BY Lisa Goldman | Thursday, January 3 2013

Screengrab from Open Knesset website

In December 2010 the worst large-scale fire in Israel’s history decimated the Carmel Forest, a hilly wooded swathe of land near the northern city of Haifa, and the surrounding area. When 44 police officers, hastily recruited to bolster emergency efforts, were killed in a bus trapped in the burning forest by a fallen tree, the tragedy generated huge headlines and shocked the nation. In his report on the fire, the state comptroller declared it was a preventable tragedy; he laid a significant portion of the blame on the finance minister for his failure to allot urgently needed funding from the national budget to the Fire and Rescue Services (FRS), which had informed the government of its dire condition many months before the fire.

Galvanized by the comptroller’s report, a group of tech-savvy transparency advocates tried to ascertain via the finance ministry’s records how much of the national budget had been allocated to the FRS. But they were stymied by the ministry’s lack of transparency. Information was difficult to obtain and even more difficult to parse.

Ultimately, with the help of a sympathetic government minister, they were able to obtain, analyze and publicize the information online. This became Israel’s first Open Budget initiative.

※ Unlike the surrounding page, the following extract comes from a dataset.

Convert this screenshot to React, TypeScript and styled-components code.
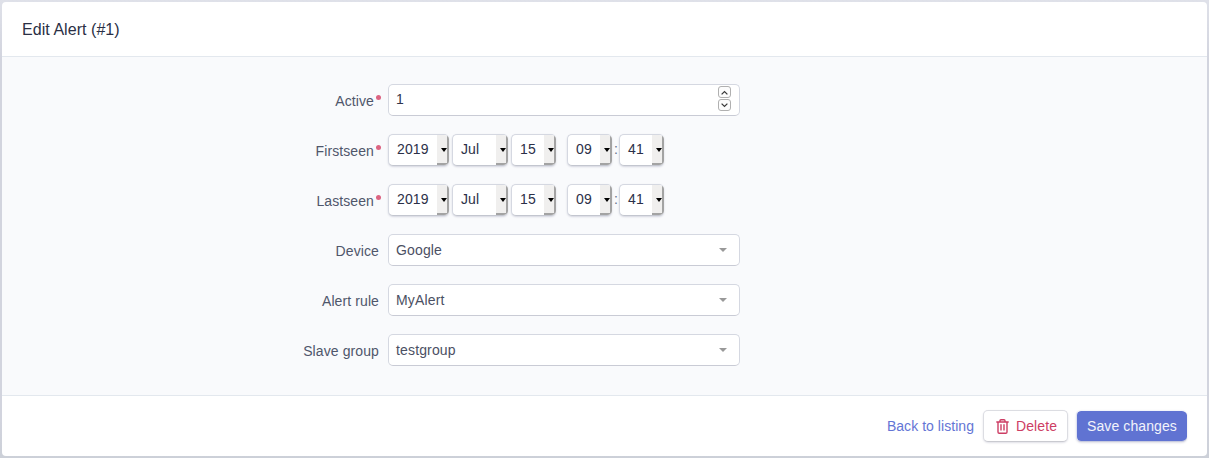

In 2011, the activists founded HaSadna, or The Public Knowledge Workshop, thus formalizing what had for two years been an ad hoc arrangement between friends who were committed to transparency and civil society. Now with about 60 members, the volunteer-driven NGO is, according to the mission statement on its homepage “…devoted to liberating government data by building open-code websites that make the information easily accessible on the Internet for every citizen.”

HaSadna oversees several transparency initiatives now — perhaps most prominently the Ur-transparency project that the founding members initiated on an ad hoc basis in 2009, well before they established HaSadna as a registered NGO. This is Open Knesset, a site that drills down into information about each Knesset (legislature) member’s activities.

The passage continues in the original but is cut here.